Una prueba de ello es el contraste entre el gobierno de izquierda en Uruguay durante su vigencia (entre el 2005 y el 2020), y el gobierno de izquierda en Venezuela. Por ejemplo, en el Índice de Percepción de la Corrupción de Transparencia Internacional para el 2018, Uruguay era el país con menor nivel estimado de corrupción en América Latina y el Caribe. Venezuela, en tanto, aparecía como el país con mayor nivel de corrupción (ocupaba el puesto 168 en una lista de 180 países). El patrón se repite sin importar el ránking que uno elija: sea que tomemos el Índice de Gobierno Abierto del World Justice Project, el Índice Libertad en el Mundo de Freedom House, o el (más cuestionable) Índice de Libertad Económica de la Fundación Heritage, Uruguay siempre ocupa los primeros lugares en la región y Venezuela siempre ocupa el último.
Es decir, la característica presuntamente común a ambos gobiernos (ser de izquierda) no puede ser la explicación de la enorme variación en su desempeño político y económico. Podría postularse, por ejemplo, que la trayectoria institucional a través de su historia es más importante que la orientación política del gobierno de turno: Uruguay tuvo un desempeño destacado en una serie de temas independientemente de la orientación política de su gobierno, mientras que Venezuela tuvo un desempeño mediocre bajo gobiernos de distinta orientación (aunque ninguno fue peor que el desempeño del chavismo a partir del 2013, y las sanciones severas de EE.UU. en su contra comienzan recién en el 2018, así que no bastan para explicar ese desempeño).
Si las izquierdas de la región siempre fueron diferentes entre sí, esas diferencias han crecido en años recientes.
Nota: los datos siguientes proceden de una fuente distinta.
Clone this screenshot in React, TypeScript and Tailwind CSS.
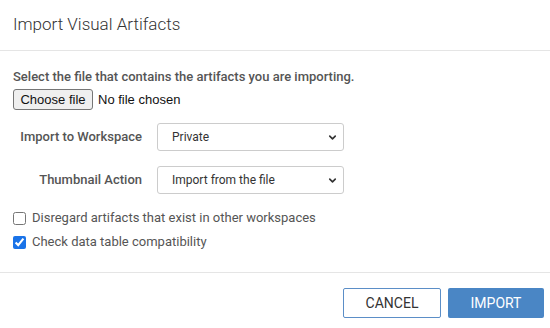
import { ChevronDown } from "lucide-react";

const SelectField = ({ label, value, options }: { label: string; value: string; options: string[] }) => (
  <div className="flex items-center">
    <label className="w-[129px] text-right text-[13px] font-medium text-[#555]">{label}</label>
    <div className="relative ml-[15px] w-[187px]">
      <select
        defaultValue={value}
        className="h-[28px] w-full appearance-none rounded-[3px] border border-[#ccc] bg-white pl-[14px] text-[12px] text-[#333] outline-none"
      >
        {options.map((o) => (
          <option key={o}>{o}</option>
        ))}
      </select>
      <ChevronDown className="pointer-events-none absolute right-[6px] top-[9px] text-[#333]" size={11} strokeWidth={3.5} />
    </div>
  </div>
);

const App = () => {
  return (
    <div className="h-[328px] w-[550px] bg-white font-['Roboto',sans-serif] text-[#555]">
      {/* Header */}
      <div className="flex h-[51px] items-center border-b border-[#e5e5e5] px-[13px]">
        <h2 className="text-[17px] font-light text-[#333]">Import Visual Artifacts</h2>
      </div>

      {/* Body */}
      <div className="h-[222px] border-b border-[#e5e5e5] px-[13px] pt-[16px]">
        <p className="text-[13px] font-medium leading-[20px] text-[#555]">
          Select the file that contains the artifacts you are importing.
        </p>
        <label className="mt-[2px] flex items-center gap-[5px] font-['Liberation_Sans',sans-serif] text-[13px] text-[#111]">
          <span className="flex h-[21px] w-[80px] items-center justify-center rounded-[3px] border border-[#767676] bg-[#efefef]">
            Choose file
          </span>
          No file chosen
        </label>

        <div className="mt-[13px] flex flex-col gap-[15px]">
          <SelectField label="Import to Workspace" value="Private" options={["Private", "Public"]} />
          <SelectField label="Thumbnail Action" value="Import from the file" options={["Import from the file", "Generate new"]} />
        </div>

        <div className="mt-[14px] flex flex-col gap-[4px] text-[13px] leading-[20px] text-[#555]">
          <label className="flex items-center gap-[6px]">
            <input type="checkbox" className="m-0 h-[13px] w-[13px] accent-[#1a73e8]" />
            Disregard artifacts that exist in other workspaces
          </label>
          <label className="flex items-center gap-[6px]">
            <input type="checkbox" defaultChecked className="m-0 h-[13px] w-[13px] accent-[#1a73e8]" />
            Check data table compatibility
          </label>
        </div>
      </div>

      {/* Footer */}
      <div className="flex justify-end gap-[7px] px-[6px] pt-[15px]">
        <button className="h-[30px] w-[98px] rounded-[2px] border border-[#5b8ec7] bg-white text-[14px] text-[#333]">
          CANCEL
        </button>
        <button className="h-[30px] w-[96px] rounded-[2px] bg-[#4a86c5] text-[14px] text-white">IMPORT</button>
      </div>
    </div>
  );
};

export default App;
La relación con el movimiento feminista, por ejemplo, divide hoy a la izquierda latinoamericana en mayor proporción que hacia inicios de siglo. Así, mientras Gabriel Boric define su política exterior como feminista, Rafael Correa se refiere a la perspectiva de género en la educación como “ideología de género”. Es decir, emplea el mismo término que usa la derecha conservadora, y con el mismo fin: descalificarla. Lula, en tanto, cambió en segunda vuelta su posición respecto al derecho de una mujer a decidir en torno al aborto con el fin de disminuir la resistencia que su candidatura generaba entre los evangélicos de su país.
En resumen, no hay una sola izquierda en la región y las diferencias dentro de ella han tendido a crecer con el paso del tiempo. En la siguiente columna abordaré esas diferencias, poniendo énfasis en aquellas que han cobrado mayor relevancia en años recientes.